Repeat exactly the lines from the start of the material below up to and including the "import * as React from 'react'" line.

_Data lines:_

## START

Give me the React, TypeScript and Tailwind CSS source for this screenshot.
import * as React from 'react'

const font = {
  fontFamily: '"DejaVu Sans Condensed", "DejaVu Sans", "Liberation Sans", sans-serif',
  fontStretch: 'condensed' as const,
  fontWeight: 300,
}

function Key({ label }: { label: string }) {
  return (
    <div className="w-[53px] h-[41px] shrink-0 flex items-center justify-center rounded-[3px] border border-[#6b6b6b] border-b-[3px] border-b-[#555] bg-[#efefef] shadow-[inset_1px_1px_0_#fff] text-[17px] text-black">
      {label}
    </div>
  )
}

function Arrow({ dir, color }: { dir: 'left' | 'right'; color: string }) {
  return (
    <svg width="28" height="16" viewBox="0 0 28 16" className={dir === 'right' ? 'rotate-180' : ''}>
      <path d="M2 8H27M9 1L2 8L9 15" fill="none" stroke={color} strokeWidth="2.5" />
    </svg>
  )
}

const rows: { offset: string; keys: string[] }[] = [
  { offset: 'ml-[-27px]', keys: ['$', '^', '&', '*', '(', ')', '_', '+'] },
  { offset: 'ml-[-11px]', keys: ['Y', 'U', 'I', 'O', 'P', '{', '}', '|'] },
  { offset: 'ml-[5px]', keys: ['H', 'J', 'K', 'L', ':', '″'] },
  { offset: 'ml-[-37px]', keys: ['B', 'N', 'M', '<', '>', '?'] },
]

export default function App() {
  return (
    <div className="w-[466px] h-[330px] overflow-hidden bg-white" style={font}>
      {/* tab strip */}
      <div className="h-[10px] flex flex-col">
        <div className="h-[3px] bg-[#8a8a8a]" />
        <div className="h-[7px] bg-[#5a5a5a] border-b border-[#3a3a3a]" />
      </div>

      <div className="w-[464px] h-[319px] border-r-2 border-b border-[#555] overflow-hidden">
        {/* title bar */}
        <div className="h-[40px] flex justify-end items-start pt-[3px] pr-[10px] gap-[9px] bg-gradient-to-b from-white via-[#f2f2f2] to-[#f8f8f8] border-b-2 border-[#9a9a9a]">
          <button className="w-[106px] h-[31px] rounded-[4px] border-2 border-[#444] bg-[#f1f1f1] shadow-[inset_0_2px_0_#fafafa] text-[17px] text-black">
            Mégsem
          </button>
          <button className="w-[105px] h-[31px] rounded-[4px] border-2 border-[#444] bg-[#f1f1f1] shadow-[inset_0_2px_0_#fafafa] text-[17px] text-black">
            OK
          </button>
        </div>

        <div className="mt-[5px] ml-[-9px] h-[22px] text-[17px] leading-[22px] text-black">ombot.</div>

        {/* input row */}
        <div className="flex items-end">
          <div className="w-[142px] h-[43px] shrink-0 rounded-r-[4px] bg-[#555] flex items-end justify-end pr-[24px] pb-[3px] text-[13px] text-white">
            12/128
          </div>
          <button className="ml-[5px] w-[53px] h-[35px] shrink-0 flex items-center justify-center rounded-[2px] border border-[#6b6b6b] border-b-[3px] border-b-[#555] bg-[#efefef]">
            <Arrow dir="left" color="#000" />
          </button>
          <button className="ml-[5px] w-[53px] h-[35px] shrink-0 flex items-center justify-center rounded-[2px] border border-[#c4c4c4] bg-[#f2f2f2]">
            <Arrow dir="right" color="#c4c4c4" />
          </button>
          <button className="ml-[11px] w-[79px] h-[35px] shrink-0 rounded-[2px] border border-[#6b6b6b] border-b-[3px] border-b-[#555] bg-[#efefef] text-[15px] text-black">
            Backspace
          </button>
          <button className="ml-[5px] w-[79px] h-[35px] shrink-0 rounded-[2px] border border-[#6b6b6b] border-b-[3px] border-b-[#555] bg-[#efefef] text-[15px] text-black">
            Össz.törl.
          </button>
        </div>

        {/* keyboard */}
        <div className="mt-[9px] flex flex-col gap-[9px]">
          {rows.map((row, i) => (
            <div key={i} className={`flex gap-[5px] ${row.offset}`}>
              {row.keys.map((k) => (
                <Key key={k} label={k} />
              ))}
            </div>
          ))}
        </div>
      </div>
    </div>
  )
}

## END

_Solved problem:_
Give me the React, TypeScript and Tailwind CSS source for this screenshot.
import * as React from 'react'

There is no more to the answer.